→ **Written task**
Identify and reproduce every line holding the string "this".

→ **Given material**
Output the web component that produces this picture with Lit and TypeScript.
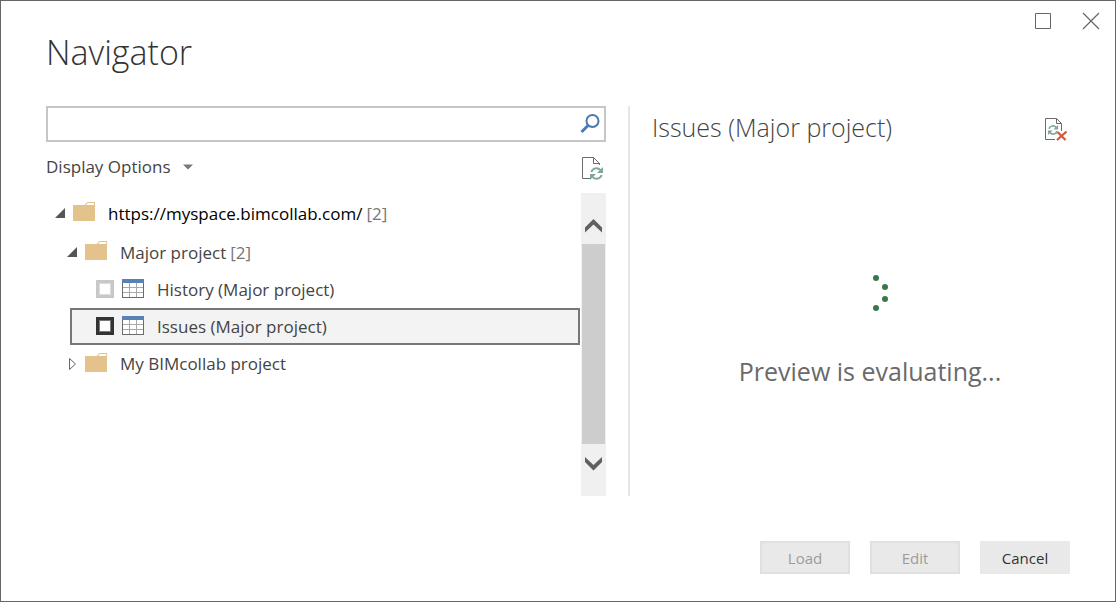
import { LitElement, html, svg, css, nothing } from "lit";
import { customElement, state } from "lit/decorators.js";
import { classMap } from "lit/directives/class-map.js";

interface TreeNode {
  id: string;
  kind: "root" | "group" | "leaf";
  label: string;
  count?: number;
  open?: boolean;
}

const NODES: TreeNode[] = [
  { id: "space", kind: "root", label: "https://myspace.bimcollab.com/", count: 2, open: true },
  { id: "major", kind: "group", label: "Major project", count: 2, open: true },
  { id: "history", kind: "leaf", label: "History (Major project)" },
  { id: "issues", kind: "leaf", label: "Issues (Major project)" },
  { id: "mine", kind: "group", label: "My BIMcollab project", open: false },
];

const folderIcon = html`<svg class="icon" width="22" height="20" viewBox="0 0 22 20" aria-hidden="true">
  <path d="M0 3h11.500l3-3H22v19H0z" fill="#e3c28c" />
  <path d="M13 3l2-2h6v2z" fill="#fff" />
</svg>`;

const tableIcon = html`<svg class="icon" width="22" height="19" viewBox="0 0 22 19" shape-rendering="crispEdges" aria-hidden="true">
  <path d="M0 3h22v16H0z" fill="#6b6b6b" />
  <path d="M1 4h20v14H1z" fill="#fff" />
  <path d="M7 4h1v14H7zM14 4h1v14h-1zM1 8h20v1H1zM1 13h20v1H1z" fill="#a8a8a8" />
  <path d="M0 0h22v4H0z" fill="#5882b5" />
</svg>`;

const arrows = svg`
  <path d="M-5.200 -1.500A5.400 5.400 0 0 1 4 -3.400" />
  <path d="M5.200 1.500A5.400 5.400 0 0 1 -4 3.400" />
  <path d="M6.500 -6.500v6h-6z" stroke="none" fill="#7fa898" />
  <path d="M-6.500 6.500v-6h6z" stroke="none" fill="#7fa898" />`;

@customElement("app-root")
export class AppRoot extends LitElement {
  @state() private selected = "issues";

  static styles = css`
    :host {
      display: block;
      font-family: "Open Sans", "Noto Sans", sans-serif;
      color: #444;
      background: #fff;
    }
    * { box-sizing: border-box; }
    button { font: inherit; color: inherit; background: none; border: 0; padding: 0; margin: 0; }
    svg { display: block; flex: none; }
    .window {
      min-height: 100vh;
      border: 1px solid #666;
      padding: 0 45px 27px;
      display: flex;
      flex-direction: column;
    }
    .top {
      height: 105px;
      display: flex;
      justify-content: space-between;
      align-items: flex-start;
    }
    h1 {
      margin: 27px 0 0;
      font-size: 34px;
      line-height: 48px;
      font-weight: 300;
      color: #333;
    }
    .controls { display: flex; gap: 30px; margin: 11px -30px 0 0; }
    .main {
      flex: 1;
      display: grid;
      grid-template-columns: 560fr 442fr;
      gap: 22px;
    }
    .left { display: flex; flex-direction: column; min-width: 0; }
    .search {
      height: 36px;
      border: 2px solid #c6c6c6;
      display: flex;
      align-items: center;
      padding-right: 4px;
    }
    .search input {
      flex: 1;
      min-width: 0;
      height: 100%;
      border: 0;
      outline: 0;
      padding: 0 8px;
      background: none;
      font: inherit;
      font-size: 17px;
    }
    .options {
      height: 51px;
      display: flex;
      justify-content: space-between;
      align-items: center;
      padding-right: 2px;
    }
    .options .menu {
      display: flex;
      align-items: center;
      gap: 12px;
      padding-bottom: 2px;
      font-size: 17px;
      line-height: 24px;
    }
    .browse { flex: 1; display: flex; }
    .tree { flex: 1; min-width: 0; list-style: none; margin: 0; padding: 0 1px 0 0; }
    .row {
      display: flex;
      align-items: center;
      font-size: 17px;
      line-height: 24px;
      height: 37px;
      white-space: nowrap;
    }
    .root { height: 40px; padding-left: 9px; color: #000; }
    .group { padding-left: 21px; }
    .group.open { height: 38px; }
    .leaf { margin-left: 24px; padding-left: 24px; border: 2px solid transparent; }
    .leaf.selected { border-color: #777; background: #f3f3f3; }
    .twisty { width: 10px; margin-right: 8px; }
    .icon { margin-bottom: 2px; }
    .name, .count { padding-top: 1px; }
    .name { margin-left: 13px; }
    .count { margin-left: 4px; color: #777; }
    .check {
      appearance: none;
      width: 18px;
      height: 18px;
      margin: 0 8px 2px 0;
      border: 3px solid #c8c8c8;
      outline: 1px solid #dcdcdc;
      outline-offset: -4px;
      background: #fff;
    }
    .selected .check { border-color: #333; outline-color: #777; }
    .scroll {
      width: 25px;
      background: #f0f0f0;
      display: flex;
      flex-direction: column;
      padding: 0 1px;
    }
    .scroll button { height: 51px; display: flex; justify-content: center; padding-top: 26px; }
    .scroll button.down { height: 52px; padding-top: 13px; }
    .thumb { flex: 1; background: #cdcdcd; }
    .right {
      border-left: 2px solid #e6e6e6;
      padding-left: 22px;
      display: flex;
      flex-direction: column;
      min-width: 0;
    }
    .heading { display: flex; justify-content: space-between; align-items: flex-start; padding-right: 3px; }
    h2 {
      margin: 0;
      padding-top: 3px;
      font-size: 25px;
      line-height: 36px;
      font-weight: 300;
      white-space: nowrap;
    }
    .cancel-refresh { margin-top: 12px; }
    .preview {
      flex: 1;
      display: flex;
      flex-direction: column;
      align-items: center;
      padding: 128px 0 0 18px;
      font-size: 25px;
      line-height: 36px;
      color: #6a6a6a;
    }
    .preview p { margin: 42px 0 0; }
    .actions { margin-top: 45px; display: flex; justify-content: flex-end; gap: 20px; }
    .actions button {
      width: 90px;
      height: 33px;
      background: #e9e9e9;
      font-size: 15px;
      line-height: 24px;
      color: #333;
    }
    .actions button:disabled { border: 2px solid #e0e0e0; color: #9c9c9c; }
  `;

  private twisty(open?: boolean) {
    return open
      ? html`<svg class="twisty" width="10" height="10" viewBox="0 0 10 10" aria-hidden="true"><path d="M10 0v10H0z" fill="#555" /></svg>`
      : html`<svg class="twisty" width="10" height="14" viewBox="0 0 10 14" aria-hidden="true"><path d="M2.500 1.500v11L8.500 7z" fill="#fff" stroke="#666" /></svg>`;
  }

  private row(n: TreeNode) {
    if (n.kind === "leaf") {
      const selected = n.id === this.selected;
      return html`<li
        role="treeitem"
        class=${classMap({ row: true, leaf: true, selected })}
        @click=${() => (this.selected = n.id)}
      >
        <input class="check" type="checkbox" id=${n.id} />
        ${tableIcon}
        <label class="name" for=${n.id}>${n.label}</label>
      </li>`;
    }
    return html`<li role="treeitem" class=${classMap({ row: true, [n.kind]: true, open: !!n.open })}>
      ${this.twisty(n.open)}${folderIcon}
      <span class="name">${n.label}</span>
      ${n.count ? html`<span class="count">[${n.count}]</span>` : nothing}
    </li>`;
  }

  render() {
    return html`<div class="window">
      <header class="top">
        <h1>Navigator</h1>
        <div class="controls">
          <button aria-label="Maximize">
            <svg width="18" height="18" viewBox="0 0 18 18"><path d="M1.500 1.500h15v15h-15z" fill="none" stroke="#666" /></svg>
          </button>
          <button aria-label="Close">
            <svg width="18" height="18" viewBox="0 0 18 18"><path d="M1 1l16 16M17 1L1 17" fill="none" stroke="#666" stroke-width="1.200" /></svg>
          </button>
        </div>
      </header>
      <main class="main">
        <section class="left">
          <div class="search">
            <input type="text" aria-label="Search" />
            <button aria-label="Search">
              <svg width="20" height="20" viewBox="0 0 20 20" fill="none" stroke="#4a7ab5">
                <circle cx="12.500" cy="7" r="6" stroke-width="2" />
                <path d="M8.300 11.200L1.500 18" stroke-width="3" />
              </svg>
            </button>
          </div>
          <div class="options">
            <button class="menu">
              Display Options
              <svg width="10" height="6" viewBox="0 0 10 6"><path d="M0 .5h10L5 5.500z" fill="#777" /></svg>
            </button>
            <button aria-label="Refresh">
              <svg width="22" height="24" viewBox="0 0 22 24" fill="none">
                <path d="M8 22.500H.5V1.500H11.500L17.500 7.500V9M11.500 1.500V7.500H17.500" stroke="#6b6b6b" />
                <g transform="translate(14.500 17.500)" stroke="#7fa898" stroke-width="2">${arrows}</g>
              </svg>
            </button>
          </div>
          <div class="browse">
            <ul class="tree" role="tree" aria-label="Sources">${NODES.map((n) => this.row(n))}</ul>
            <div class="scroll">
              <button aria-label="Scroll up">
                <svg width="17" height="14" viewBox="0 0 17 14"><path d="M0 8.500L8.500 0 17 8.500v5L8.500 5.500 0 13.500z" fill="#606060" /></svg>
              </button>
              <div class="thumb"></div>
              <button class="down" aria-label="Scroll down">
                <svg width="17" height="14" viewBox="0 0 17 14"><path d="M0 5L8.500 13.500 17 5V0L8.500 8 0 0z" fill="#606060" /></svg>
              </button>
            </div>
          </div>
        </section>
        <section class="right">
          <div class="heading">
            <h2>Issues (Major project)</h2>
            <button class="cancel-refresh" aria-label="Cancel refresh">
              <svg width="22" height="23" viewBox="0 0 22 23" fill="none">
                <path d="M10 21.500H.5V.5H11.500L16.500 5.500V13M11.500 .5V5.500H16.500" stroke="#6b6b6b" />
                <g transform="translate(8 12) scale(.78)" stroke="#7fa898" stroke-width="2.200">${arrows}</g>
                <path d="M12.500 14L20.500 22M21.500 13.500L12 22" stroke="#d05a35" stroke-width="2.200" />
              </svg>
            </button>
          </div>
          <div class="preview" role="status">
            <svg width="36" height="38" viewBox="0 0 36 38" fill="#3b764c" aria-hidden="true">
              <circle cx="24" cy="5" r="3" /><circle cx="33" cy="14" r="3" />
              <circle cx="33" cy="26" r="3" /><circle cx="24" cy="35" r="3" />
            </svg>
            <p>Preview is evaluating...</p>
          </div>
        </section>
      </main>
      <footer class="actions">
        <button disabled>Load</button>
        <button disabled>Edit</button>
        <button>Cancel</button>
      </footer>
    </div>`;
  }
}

→ **Full answer**
Output the web component that produces this picture with Lit and TypeScript.
      const selected = n.id === this.selected;
        @click=${() => (this.selected = n.id)}
      ${this.twisty(n.open)}${folderIcon}
            <ul class="tree" role="tree" aria-label="Sources">${NODES.map((n) => this.row(n))}</ul>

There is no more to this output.